Tomé decisiones difíciles y las tomé desde el momento que bajé de ese avión transoceánico. No sabía, entonces, que incluso estaba poniendo mi herramienta de trabajo en juego: mi lenguaje ya nunca volvería a ser el mismo. Ni mi cabeza. Mi pensamiento mutó. El privilegio de ser sobre el tener se fue clarificando cada día, cada mes, y la Argentina me enseñó que debía ser libre. Eso hacen los amantes de verdad, dejar ir al otro, dejarlo marchar para que el amor siga intacto.
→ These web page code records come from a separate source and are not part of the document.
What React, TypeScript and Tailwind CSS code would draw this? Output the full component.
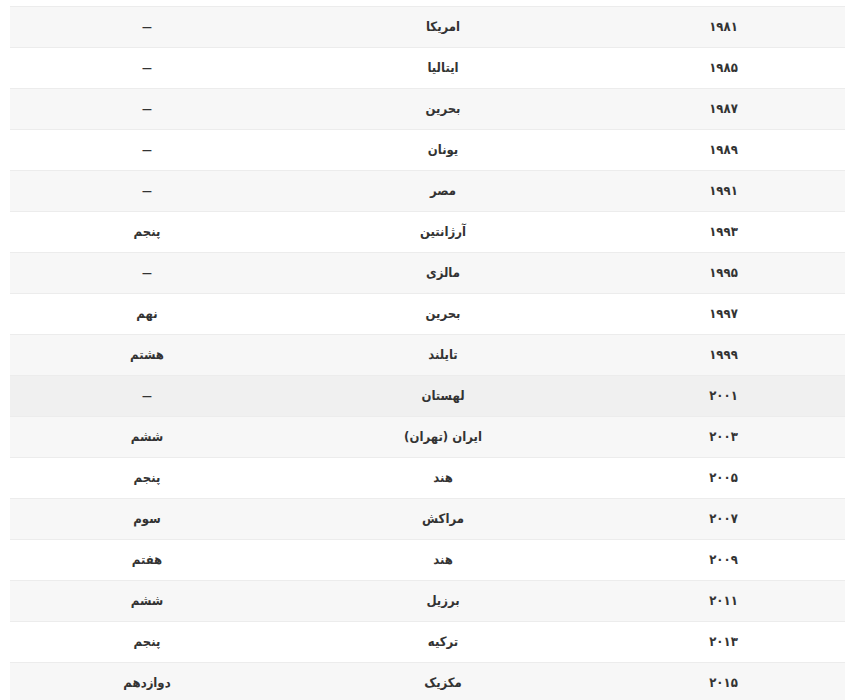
const rows: [string, string, string][] = [
  ["۱۹۸۱", "امریکا", "–"],
  ["۱۹۸۵", "ایتالیا", "–"],
  ["۱۹۸۷", "بحرین", "–"],
  ["۱۹۸۹", "یونان", "–"],
  ["۱۹۹۱", "مصر", "–"],
  ["۱۹۹۳", "آرژانتین", "پنجم"],
  ["۱۹۹۵", "مالزی", "–"],
  ["۱۹۹۷", "بحرین", "نهم"],
  ["۱۹۹۹", "تایلند", "هشتم"],
  ["۲۰۰۱", "لهستان", "–"],
  ["۲۰۰۳", "ایران (تهران)", "ششم"],
  ["۲۰۰۵", "هند", "پنجم"],
  ["۲۰۰۷", "مراکش", "سوم"],
  ["۲۰۰۹", "هند", "هفتم"],
  ["۲۰۱۱", "برزیل", "ششم"],
  ["۲۰۱۳", "ترکیه", "پنجم"],
  ["۲۰۱۵", "مکزیک", "دوازدهم"],
]

export default function App() {
  return (
    <div className="min-h-[700px] bg-white pt-[6px] pl-[10px] pr-[5px]" dir="rtl">
      <div
        className="text-[13px] font-bold text-[#333]"
        style={{ fontFamily: '"DejaVu Sans Condensed", "DejaVu Sans", sans-serif' }}
      >
        {rows.map(([year, country, rank], i) => {
          const hovered = i === 9
          const bg = hovered ? "bg-[#f0f0f0]" : i % 2 === 0 ? "bg-[#f7f7f7]" : "bg-white"
          return (
            <div
              key={year}
              className={`grid grid-cols-[243px_318px_274px] h-[41px] items-center border-t border-[#ececec] ${bg}`}
            >
              <div className="text-center">{year}</div>
              <div className="text-center">{country}</div>
              <div className="text-center">
                {rank === "–" ? (
                  <span className="text-[16px] font-normal font-['Liberation_Sans',sans-serif]">–</span>
                ) : (
                  rank
                )}
              </div>
            </div>
          )
        })}
      </div>
    </div>
  )
}
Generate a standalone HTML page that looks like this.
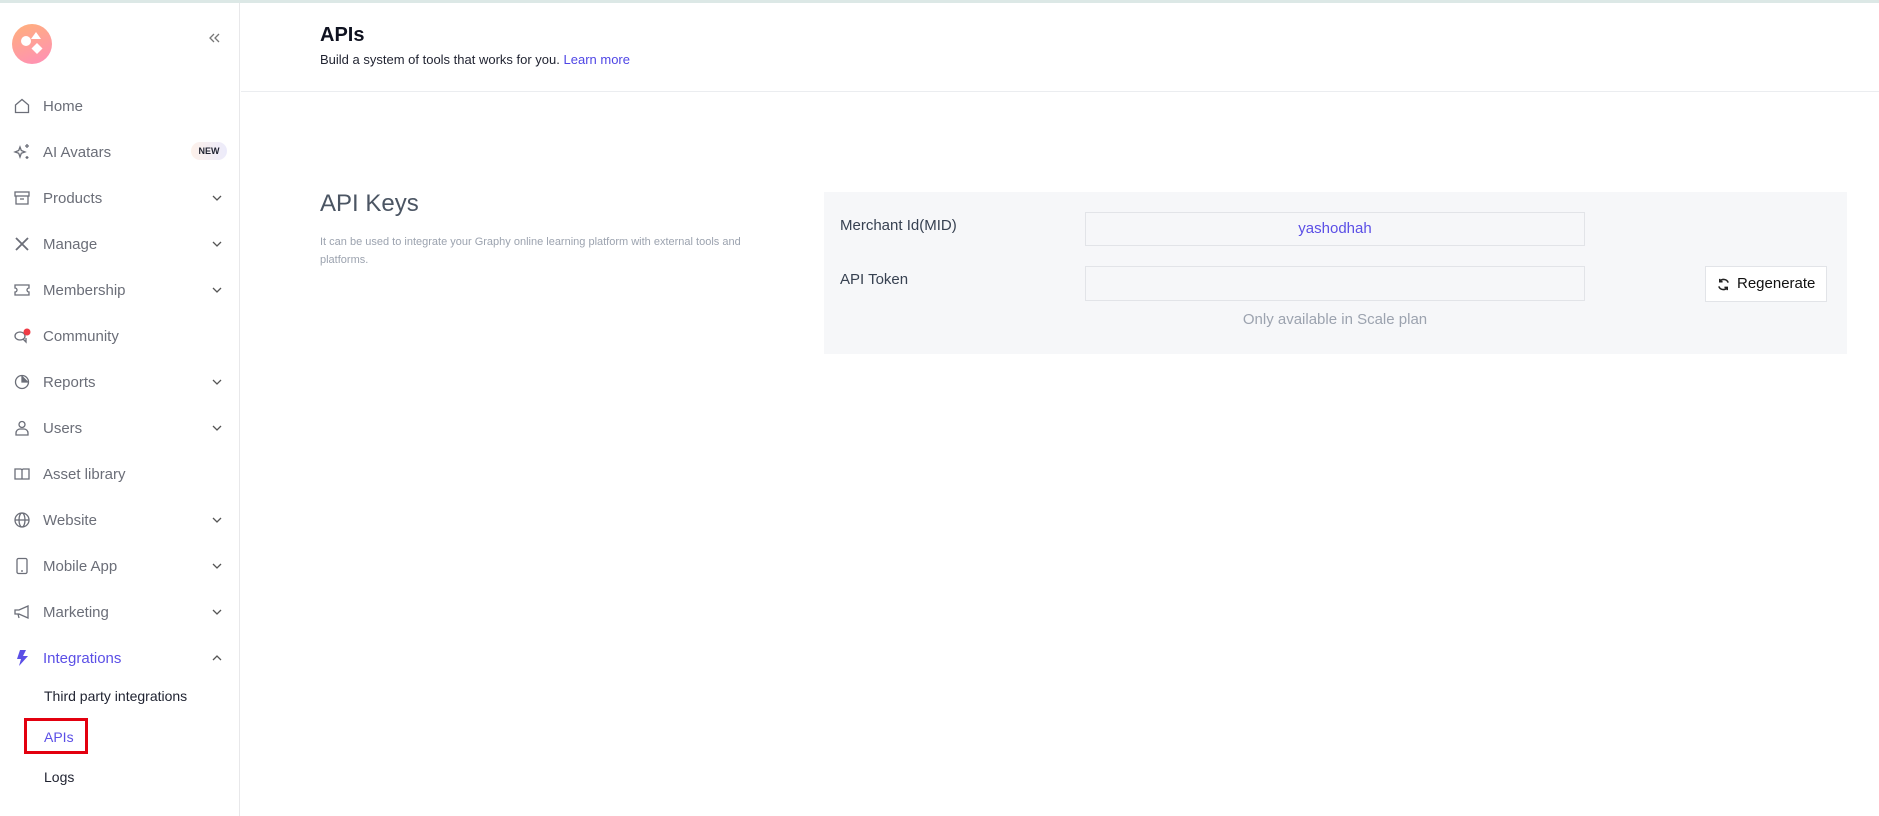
<!DOCTYPE html>
<html><head><meta charset="utf-8"><style>
*{box-sizing:border-box;margin:0;padding:0}
body{width:1879px;height:816px;background:#fff;font-family:"Liberation Sans",sans-serif;position:relative;overflow:hidden}
.top{position:absolute;left:0;top:0;width:1879px;height:3px;background:#dce8e6}
.side{position:absolute;left:0;top:3px;width:240px;height:813px;border-right:1px solid #e8e8ea}
.logo{position:absolute;left:12px;top:21px;width:40px;height:40px;border-radius:50%;background:linear-gradient(160deg,#ffb07a,#ff8fb8)}
.item{position:absolute;left:0;width:240px;height:24px;display:flex;align-items:center;font-size:15px;color:#6b6e78}
.item svg.i{position:absolute;left:13px;width:18px;height:18px}
.item span{position:absolute;left:43px;white-space:nowrap}
.chev{position:absolute;left:210px;width:14px;height:14px}
.sub{position:absolute;left:44px;font-size:14px;color:#1f2230;white-space:nowrap}
.panel{position:absolute;left:824px;top:192px;width:1023px;height:162px;background:#f6f7f9}
.inp{position:absolute;background:#f6f7f9;border:1px solid #e2e4e8}
</style></head><body>
<div class="top"></div>
<div class="side">
 <div class="logo"><svg width="40" height="40" viewBox="0 0 40 40"><circle cx="14" cy="17" r="5" fill="#fff"/><path d="M24 8l5 7h-10z" fill="#fff"/><path d="M25 19l5.5 5.5-5.5 5.5-5.5-5.5z" fill="#fff"/></svg></div>
 <svg style="position:absolute;left:207px;top:28px" width="14" height="14" viewBox="0 0 14 14" fill="none" stroke="#777" stroke-width="1.3"><path d="M7 3L3 7l4 4M12 3L8 7l4 4"/></svg>
</div>
<div style="position:absolute;left:0;top:0">
<div class="item" style="top:94px"><svg class="i" viewBox="0 0 18 18" fill="none" stroke="#6b6e78" stroke-width="1.3"><path d="M2.5 8L9 2.5 15.5 8v7.5h-13z"/></svg><span>Home</span></div>
<div class="item" style="top:140px"><svg class="i" viewBox="0 0 18 18" fill="none" stroke="#6b6e78" stroke-width="1.3"><path d="M7 4l1.3 3.5L12 9l-3.7 1.3L7 14l-1.3-3.7L2 9l3.7-1.5z"/><path d="M14 1v4M12 3h4M14 13v3M12.5 14.5h3"/></svg><span>AI Avatars</span><div style="position:absolute;left:191px;top:2px;width:36px;height:18px;border-radius:9px;background:linear-gradient(90deg,#fdf1ea,#ecebfb);font-size:9px;font-weight:bold;color:#1f2230;text-align:center;line-height:18px">NEW</div></div>
<div class="item" style="top:186px"><svg class="i" viewBox="0 0 18 18" fill="none" stroke="#6b6e78" stroke-width="1.3"><rect x="2" y="3" width="14" height="4"/><path d="M3 7v8h12V7M7 10h4"/></svg><span>Products</span><svg class="chev" viewBox="0 0 14 14" fill="none" stroke="#555" stroke-width="1.3"><path d="M3 5l4 4 4-4"/></svg></div>
<div class="item" style="top:232px"><svg class="i" viewBox="0 0 18 18" fill="none" stroke="#6b6e78" stroke-width="1.8"><path d="M3 3l12 12M15 3L3 15"/></svg><span>Manage</span><svg class="chev" viewBox="0 0 14 14" fill="none" stroke="#555" stroke-width="1.3"><path d="M3 5l4 4 4-4"/></svg></div>
<div class="item" style="top:278px"><svg class="i" viewBox="0 0 18 18" fill="none" stroke="#6b6e78" stroke-width="1.3"><path d="M2 4h14v3a2 2 0 000 4v3H2v-3a2 2 0 000-4z"/></svg><span>Membership</span><svg class="chev" viewBox="0 0 14 14" fill="none" stroke="#555" stroke-width="1.3"><path d="M3 5l4 4 4-4"/></svg></div>
<div class="item" style="top:324px"><svg class="i" viewBox="0 0 18 18" fill="none" stroke="#6b6e78" stroke-width="1.3"><ellipse cx="7" cy="9" rx="5" ry="4"/><path d="M10 12l3 3v-4"/><circle cx="14" cy="5" r="3.5" fill="#ef3b45" stroke="none"/></svg><span>Community</span></div>
<div class="item" style="top:370px"><svg class="i" viewBox="0 0 18 18" fill="none" stroke="#6b6e78" stroke-width="1.3"><circle cx="9" cy="9" r="6.5"/><path d="M9 2.5V9h6.5" fill="#6b6e78"/></svg><span>Reports</span><svg class="chev" viewBox="0 0 14 14" fill="none" stroke="#555" stroke-width="1.3"><path d="M3 5l4 4 4-4"/></svg></div>
<div class="item" style="top:416px"><svg class="i" viewBox="0 0 18 18" fill="none" stroke="#6b6e78" stroke-width="1.3"><circle cx="9" cy="5.5" r="3"/><path d="M3 16v-2a4 4 0 014-4h4a4 4 0 014 4v2z"/></svg><span>Users</span><svg class="chev" viewBox="0 0 14 14" fill="none" stroke="#555" stroke-width="1.3"><path d="M3 5l4 4 4-4"/></svg></div>
<div class="item" style="top:462px"><svg class="i" viewBox="0 0 18 18" fill="none" stroke="#6b6e78" stroke-width="1.3"><path d="M2 4h6l1 1 1-1h6v10H2zM9 5v9"/></svg><span>Asset library</span></div>
<div class="item" style="top:508px"><svg class="i" viewBox="0 0 18 18" fill="none" stroke="#6b6e78" stroke-width="1.3"><circle cx="9" cy="9" r="7"/><ellipse cx="9" cy="9" rx="3" ry="7"/><path d="M2 9h14"/></svg><span>Website</span><svg class="chev" viewBox="0 0 14 14" fill="none" stroke="#555" stroke-width="1.3"><path d="M3 5l4 4 4-4"/></svg></div>
<div class="item" style="top:554px"><svg class="i" viewBox="0 0 18 18" fill="none" stroke="#6b6e78" stroke-width="1.3"><rect x="4" y="1.5" width="10" height="15" rx="1.5"/><path d="M8 14h2"/></svg><span>Mobile App</span><svg class="chev" viewBox="0 0 14 14" fill="none" stroke="#555" stroke-width="1.3"><path d="M3 5l4 4 4-4"/></svg></div>
<div class="item" style="top:600px"><svg class="i" viewBox="0 0 18 18" fill="none" stroke="#6b6e78" stroke-width="1.3"><path d="M2 7h4l9-4v12l-9-4H2zM5 11l1 4"/></svg><span>Marketing</span><svg class="chev" viewBox="0 0 14 14" fill="none" stroke="#555" stroke-width="1.3"><path d="M3 5l4 4 4-4"/></svg></div>
<div class="item" style="top:646px;color:#5b4fe6"><svg class="i" viewBox="0 0 18 18"><path d="M7 1h6l-3 6h5L6 17l2-7H4z" fill="#5b4fe6"/></svg><span>Integrations</span><svg class="chev" viewBox="0 0 14 14" fill="none" stroke="#555" stroke-width="1.3"><path d="M3 9l4-4 4 4"/></svg></div>
<div class="sub" style="top:688px">Third party integrations</div>
<div style="position:absolute;left:24px;top:718px;width:64px;height:36px;border:3px solid #e3000f"></div>
<div class="sub" style="top:729px;color:#5b4fe6">APIs</div>
<div class="sub" style="top:769px">Logs</div>
</div>
<div style="position:absolute;left:241px;top:3px;width:1638px;height:89px;border-bottom:1px solid #ebedf0"></div>
<div style="position:absolute;left:320px;top:24px;font-size:20px;font-weight:bold;color:#0f1220">APIs</div>
<div style="position:absolute;left:320px;top:52px;font-size:13px;color:#1f2230">Build a system of tools that works for you. <span style="color:#4f46e5">Learn more</span></div>
<div style="position:absolute;left:320px;top:190px;font-size:24px;color:#4b5563">API Keys</div>
<div style="position:absolute;left:320px;top:233px;width:470px;font-size:11px;line-height:18px;color:#9ca3af">It can be used to integrate your Graphy online learning platform with external tools and platforms.</div>
<div class="panel"></div>
<div style="position:absolute;left:840px;top:217px;font-size:15px;color:#374151">Merchant Id(MID)</div>
<div class="inp" style="left:1085px;top:212px;width:500px;height:34px;text-align:center;line-height:32px;font-size:15px;color:#5b4fe6">yashodhah</div>
<div style="position:absolute;left:840px;top:271px;font-size:15px;color:#374151">API Token</div>
<div class="inp" style="left:1085px;top:266px;width:500px;height:35px"></div>
<div style="position:absolute;left:1085px;top:311px;width:500px;text-align:center;font-size:15px;color:#9ca3af">Only available in Scale plan</div>
<div style="position:absolute;left:1705px;top:266px;width:122px;height:36px;background:#fff;border:1px solid #e2e4e8;font-size:15px;color:#111;line-height:34px;padding-left:31px">Regenerate<svg style="position:absolute;left:10px;top:10px" width="15" height="15" viewBox="0 0 16 16" fill="none" stroke="#222" stroke-width="1.6"><path d="M13 6a5 5 0 00-9-1M3 10a5 5 0 009 1"/><path d="M4 2v3h3M12 14v-3H9"/></svg></div>
</body></html>
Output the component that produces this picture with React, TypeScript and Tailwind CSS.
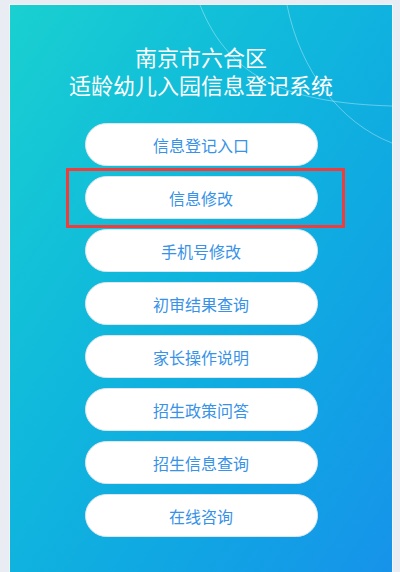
import React from 'react';

const entries = [
  '信息登记入口',
  '信息修改',
  '手机号修改',
  '初审结果查询',
  '家长操作说明',
  '招生政策问答',
  '招生信息查询',
  '在线咨询',
];

const font = { fontFamily: '"Noto Sans CJK SC", "Noto Sans", sans-serif' };

const App = () => {
  return (
    <div className="w-[400px] h-[572px] bg-[#e9ecf2] overflow-hidden" style={font}>
      <div className="relative ml-[10px] mt-[5px] w-[382px] h-[580px] overflow-hidden bg-linear-to-br from-[#1ad0d0] to-[#1792ea] outline outline-[#f4f6fa]">
        {/* decorative thin arcs */}
        <svg className="absolute inset-0 pointer-events-none" width="382" height="200" viewBox="0 0 382 200" fill="none">
          <path d="M190 0 C220 75 280 98 382 101" stroke="white" strokeOpacity="0.35" strokeWidth="1" />
          <path d="M277 0 C290 65 330 118 382 138" stroke="white" strokeOpacity="0.35" strokeWidth="1" />
        </svg>

        <div className="relative flex flex-col items-center pt-[37px]">
          <h1 className="text-[22px] text-white text-center font-normal">
            <span className="block leading-[28px]">南京市六合区</span>
            <span className="block leading-[28px]">适龄幼儿入园信息登记系统</span>
          </h1>

          <div className="mt-[25px] flex flex-col gap-[10px]">
            {entries.map((label, index) => (
              <div key={index} className="relative">
                <button className="w-[233px] h-[43px] rounded-full bg-white border border-[#dfe6ee] text-[16px] text-[#3792e8] flex items-center justify-center">
                  {label}
                </button>
                {index === 1 && (
                  <div className="absolute -left-[19px] -right-[27px] -top-[8px] -bottom-[9px] border-[3px] border-[#f23b3b] pointer-events-none" />
                )}
              </div>
            ))}
          </div>
        </div>
      </div>
    </div>
  );
};

export default App;
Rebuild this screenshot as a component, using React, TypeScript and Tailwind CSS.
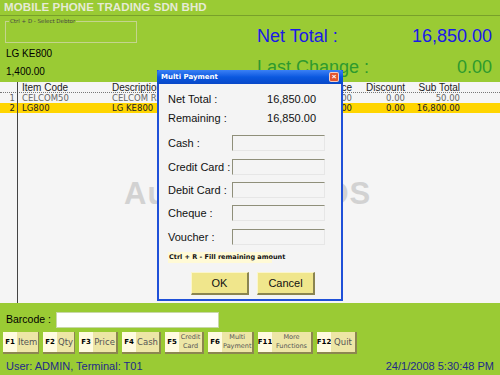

Así que en 2022 regresé para hacerme un refugio en el único lugar seguro para alguien que está convencida de que las turbulencias y el caos se llevan mejor cuando hay tierra cerca, y agua, y silencio, y animales comestibles. Volví al lugar del que me marché, al terreno que describo en el poemario que publiqué en el año pandémico por excelencia, ese 2020 que se pintaba exótico y capicúa y que fue, sin embargo, un bofetón de la Naturaleza. Publiqué Antes del fuego (Índigo) y pensé en los campos de trigo y cebada que peinan las laderas del valle en el que me crie. Decidí que quería levantarme cada día viendo la montaña del Teleno y que, para apreciar ese nuevo deseo, sí, fue necesario el dolor. Sentir miedo, soledad, frío y pura vida. Sentirlo todo para quedármelo dentro y escribir, desde aquí, el nuevo capítulo de mi vida. No estamos tan mal entonces. Sólo falta el coraje para soñar lo imposible.